In this vein, supply chain management is viewed as fairly synonymous with the
purchasing function. However, as we’ve seen, in an asset-intensive environment,
many of the financial transactions are coming from work management, and supply
chain needs are being driven from maintenance work orders. Thus the operational
accounting requirements of an assetintensive organization are fully contained
within a well-formed EAM solution, combining both work management and supply
chain management (see Figure 4). The subsequent integration to a financial system
is considerably more straightforward and less intrusive into an organization’s
operational performance.

Conclusion

Asset life cycle management needs to encompass work management as a companion
and collaborative system to the supply chain system.

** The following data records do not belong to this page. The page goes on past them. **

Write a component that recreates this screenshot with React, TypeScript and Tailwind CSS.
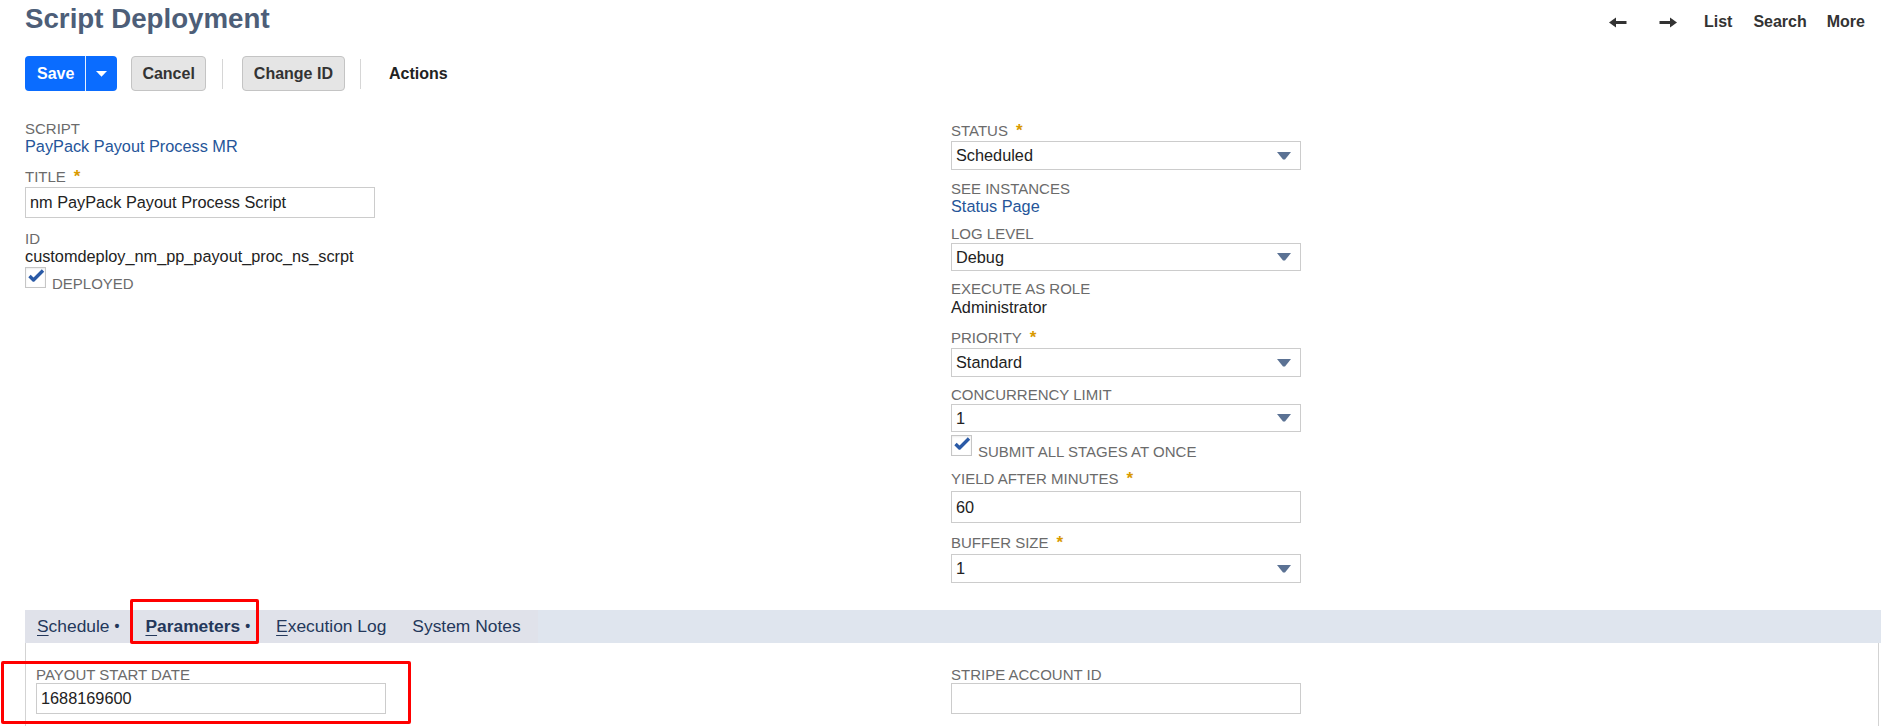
import type { ReactNode } from "react";

const Label = ({
  children,
  req,
  className = "",
}: {
  children: ReactNode;
  req?: boolean;
  className?: string;
}) => (
  <div
    className={`h-[17px] text-[15px] leading-[17px] uppercase text-[#6b6b6b] whitespace-nowrap ${className}`}
  >
    {children}
    {req && (
      <span className="ml-[8px] text-[17px] leading-none font-bold text-[#d99a00]">*</span>
    )}
  </div>
);

const Value = ({ children, className = "" }: { children: ReactNode; className?: string }) => (
  <div className={`text-[16.3px] leading-[19px] text-[#222] ${className}`}>{children}</div>
);

const Link = ({ children }: { children: ReactNode }) => (
  <a className="block text-[16.3px] leading-[19px] text-[#255599] cursor-pointer">{children}</a>
);

const TextInput = ({ value, className = "" }: { value: string; className?: string }) => (
  <div
    className={`w-[350px] border border-[#cccccc] bg-white flex items-center pl-[4px] text-[16.3px] text-[#222] ${className}`}
  >
    {value}
  </div>
);

const Select = ({ value, className = "h-[29px]" }: { value: string; className?: string }) => (
  <div
    className={`w-[350px] border border-[#cccccc] bg-white flex items-center justify-between pl-[4px] pr-[9px] text-[16.3px] text-[#222] ${className}`}
  >
    <span>{value}</span>
    <svg width="14" height="8" viewBox="0 0 14 8">
      <polygon points="0,0 14,0 8,7.5 6,7.5" fill="#5b7294" />
    </svg>
  </div>
);

const CheckRow = ({ label, className = "" }: { label: string; className?: string }) => (
  <div className={`flex items-end gap-[6px] ${className}`}>
    <div className="w-[21px] h-[21px] border border-[#c6c6c6] bg-white shadow-[inset_0_1px_2px_rgba(0,0,0,0.08)]">
      <svg width="19" height="19" viewBox="0 0 19 19">
        <path
          d="M3.5 8 L7.5 12 L17 2.5"
          stroke="#2a5aa6"
          strokeWidth="3.4"
          fill="none"
          strokeLinejoin="round"
        />
      </svg>
    </div>
    <span className="relative top-[4px] text-[15px] leading-[17px] uppercase text-[#6b6b6b]">
      {label}
    </span>
  </div>
);

const Arrow = ({ dir, className = "" }: { dir: "left" | "right"; className?: string }) => (
  <svg
    width="18"
    height="11"
    viewBox="0 0 18 11"
    className={className}
    style={dir === "right" ? { transform: "scaleX(-1)" } : undefined}
  >
    <path d="M3 5.5 H17.5" stroke="#333" strokeWidth="3" />
    <polygon points="0,5.5 7,0.5 7,10.5" fill="#333" />
  </svg>
);

const Tab = ({
  children,
  active,
  bullet,
  className = "",
}: {
  children: ReactNode;
  active?: boolean;
  bullet?: boolean;
  className?: string;
}) => (
  <div
    className={`relative flex items-center h-full px-[13px] text-[17.4px] text-[#24385b] whitespace-nowrap ${
      active ? "font-bold" : ""
    } ${className}`}
  >
    {children}
    {bullet && <span className="ml-[5px] font-bold text-[14px]">•</span>}
    {active && (
      <span className="absolute left-[-2px] right-[4px] top-[-11px] bottom-[-1px] border-[3px] border-[#ff0000] rounded-[2px]" />
    )}
  </div>
);

export default function App() {
  return (
    <div className="h-screen overflow-hidden bg-white pl-[25px] pr-[2px] font-['Liberation_Sans',Arial,sans-serif]">
      {/* header */}
      <div className="flex justify-between">
        <h1 className="mt-[3px] text-[27.7px] leading-[32px] font-bold text-[#4d5e78]">
          Script Deployment
        </h1>
        <div className="mt-[12px] flex items-center h-[20px] pr-[14px] text-[16px] font-bold text-[#333]">
          <Arrow dir="left" />
          <Arrow dir="right" className="ml-[32px]" />
          <span className="ml-[27px]">List</span>
          <span className="ml-[21px]">Search</span>
          <span className="ml-[20px]">More</span>
        </div>
      </div>

      {/* buttons */}
      <div className="mt-[21px] flex items-center text-[16px] font-bold">
        <div className="flex h-[35px] rounded-[4px] bg-[#0a6cff] text-white overflow-hidden">
          <span className="pl-[12px] pr-[11px] leading-[35px]">Save</span>
          <span className="w-px bg-white/90" />
          <span className="w-[31px] flex items-center justify-center">
            <svg width="11" height="6" viewBox="0 0 11 6">
              <polygon points="0,0 11,0 5.5,5.8" fill="#fff" />
            </svg>
          </span>
        </div>
        <button className="ml-[14px] h-[35px] px-[10px] border border-[#c4c4c4] bg-[#e5e5e5] rounded-[4px] text-[#333]">
          Cancel
        </button>
        <span className="ml-[16px] w-px h-[30px] bg-[#d6d6d6]" />
        <button className="ml-[19px] h-[35px] px-[11px] border border-[#c4c4c4] bg-[#e5e5e5] rounded-[4px] text-[#333]">
          Change ID
        </button>
        <span className="ml-[15px] w-px h-[30px] bg-[#d6d6d6]" />
        <span className="ml-[28px] text-[#222]">Actions</span>
      </div>

      {/* main fields */}
      <div className="mt-[29px] flex items-start">
        <div className="w-[926px]">
          <Label>Script</Label>
          <Link>PayPack Payout Process MR</Link>
          <Label req className="mt-[12px]">
            Title
          </Label>
          <TextInput className="mt-[2px] h-[31px]" value="nm PayPack Payout Process Script" />
          <Label className="mt-[12px]">ID</Label>
          <Value>customdeploy_nm_pp_payout_proc_ns_scrpt</Value>
          <CheckRow className="mt-[1px]" label="Deployed" />
        </div>

        <div className="pt-[2px]">
          <Label req>Status</Label>
          <Select className="mt-[2px] h-[29px]" value="Scheduled" />
          <Label className="mt-[10px]">See Instances</Label>
          <Link>Status Page</Link>
          <Label className="mt-[9px]">Log Level</Label>
          <Select className="mt-[1px] h-[28px]" value="Debug" />
          <Label className="mt-[9px]">Execute as Role</Label>
          <Value className="mt-[1px]">Administrator</Value>
          <Label req className="mt-[12px]">
            Priority
          </Label>
          <Select className="mt-[2px] h-[29px]" value="Standard" />
          <Label className="mt-[9px]">Concurrency Limit</Label>
          <Select className="mt-[1px] h-[28px]" value="1" />
          <CheckRow className="mt-[3px]" label="Submit all stages at once" />
          <Label req className="mt-[14px]">
            Yield after minutes
          </Label>
          <TextInput className="mt-[4px] h-[32px]" value="60" />
          <Label req className="mt-[11px]">
            Buffer Size
          </Label>
          <Select className="mt-[3px] h-[29px]" value="1" />
        </div>
      </div>

      {/* subtabs */}
      <div className="mt-[27px]">
        <div className="flex h-[33px] bg-[#dfe5ee] -mr-[2px]">
          <div className="flex h-full bg-[#e0e2ea] pr-[4px]">
            <Tab bullet className="pl-[12px]">
              <span>
                <u className="underline-offset-[3px]">S</u>chedule
              </span>
            </Tab>
            <Tab bullet active>
              <span>
                <u className="underline-offset-[3px]">P</u>arameters
              </span>
            </Tab>
            <Tab>
              <span>
                <u className="underline-offset-[3px]">E</u>xecution Log
              </span>
            </Tab>
            <Tab>System Notes</Tab>
          </div>
        </div>
        <div className="h-[200px] border-l border-r border-[#d3d3d3] pl-[10px] pt-[23px] flex items-start">
          <div className="w-[915px]">
            <div className="relative w-[350px]">
              <Label>Payout Start Date</Label>
              <TextInput className="h-[31px]" value="1688169600" />
              <span className="absolute left-[-35px] right-[-25px] top-[-5px] bottom-[-10px] border-[3px] border-[#ff0000] rounded-[2px]" />
            </div>
          </div>
          <div>
            <Label>Stripe Account ID</Label>
            <TextInput className="h-[31px]" value="" />
          </div>
        </div>
      </div>
    </div>
  );
}
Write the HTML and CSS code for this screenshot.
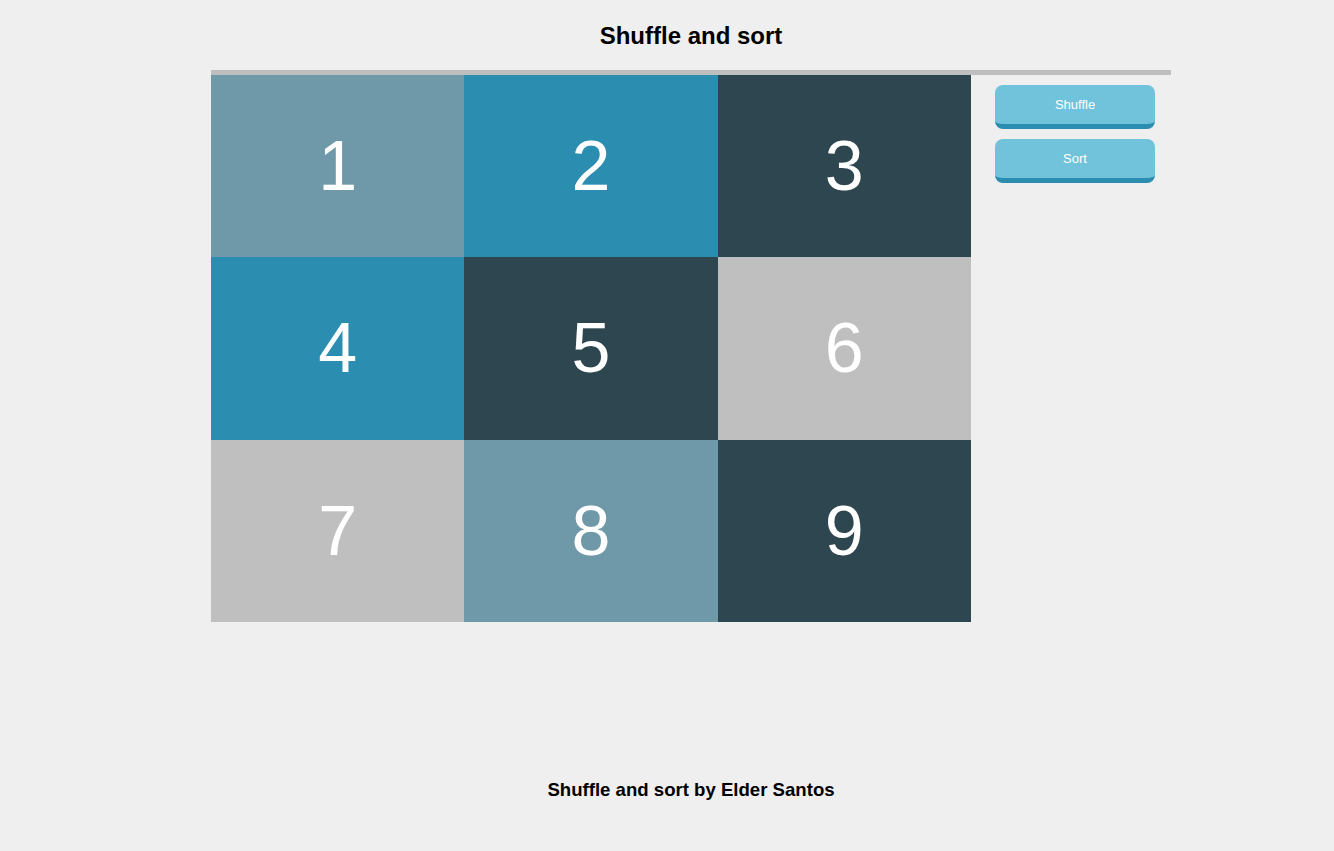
FILE: index.html
```html
<!DOCTYPE html>
<html>
<head>
<meta charset="utf-8">
<link rel="stylesheet" href="styles.css">
</head>
<body>
<header class="header"><h1 class="title">Shuffle and sort</h1></header>
<main class="wrap">
  <div class="grid">
    <div class="cell c-slate">1</div>
    <div class="cell c-teal">2</div>
    <div class="cell c-dark">3</div>
    <div class="cell c-teal">4</div>
    <div class="cell c-dark">5</div>
    <div class="cell c-gray">6</div>
    <div class="cell c-gray">7</div>
    <div class="cell c-slate">8</div>
    <div class="cell c-dark">9</div>
  </div>
  <aside class="side">
    <button class="btn">Shuffle</button>
    <button class="btn">Sort</button>
  </aside>
</main>
<footer class="footer">Shuffle and sort by Elder Santos</footer>
</body>
</html>
```
FILE: styles.css
```css
html, body { margin: 0; padding: 0; }
body {
  background: #efefef;
  font-family: "Liberation Sans", Arial, sans-serif;
  color: #000;
  padding-left: 48px;
}
.header {
  height: 70px;
  display: flex;
  align-items: center;
  justify-content: center;
}
.title {
  margin: 0;
  font-size: 24px;
  font-weight: bold;
  line-height: 1;
  padding-top: 2px;
}
.wrap {
  width: 960px;
  margin: 0 auto;
  border-top: 5px solid #bfbfbf;
  display: flex;
}
.grid {
  width: 760px;
  display: grid;
  grid-template-columns: repeat(3, 1fr);
  grid-template-rows: repeat(3, 182.33px);
}
.cell {
  display: flex;
  align-items: center;
  justify-content: center;
  color: #fff;
  font-size: 70px;
  line-height: 1;
}
.c-slate { background: #6f99a9; }
.c-teal { background: #2b8db0; }
.c-dark { background: #2e4650; }
.c-gray { background: #bfbfbf; }
.side {
  width: 200px;
  box-sizing: border-box;
  padding: 10px 16px 0 24px;
  display: flex;
  flex-direction: column;
  gap: 10px;
}
.btn {
  width: 160px;
  height: 44px;
  border: none;
  border-bottom: 5px solid #2b8db0;
  border-radius: 8px;
  background: #71c2db;
  color: #fff;
  font-family: "Liberation Sans", Arial, sans-serif;
  font-size: 13px;
  padding: 0;
  cursor: pointer;
}
.footer {
  margin-top: 158px;
  text-align: center;
  font-size: 18.6px;
  font-weight: bold;
  line-height: 20px;
}
```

This combination ensures
having the right part, at the right place, at the right time, thereby reducing
quantities on hand, which in turn leads to reduced inventory overhead, reduced
warehouse space and better financial control. Solutions should be selected based
on distinct capabilities that match the environment and the required information
flows for effective decision making.

Endnotes

  1. Optimizing Global Asset Management – ARC Advisory Group, Inc., ARCWire Industry
    News, March 1, 2002.
  2. Magic Quadrant for Enterprise Asset Management, 1H06, Gartner, March 29,
    2006, Kristian Steenstrup, Billy Maynard.
  3. How Firms Can Get Value From Physical Assets, Forrester Brief Series: July
    28, 2003, Navi Radjou with Laurie M. Orlov and Liz Herbert.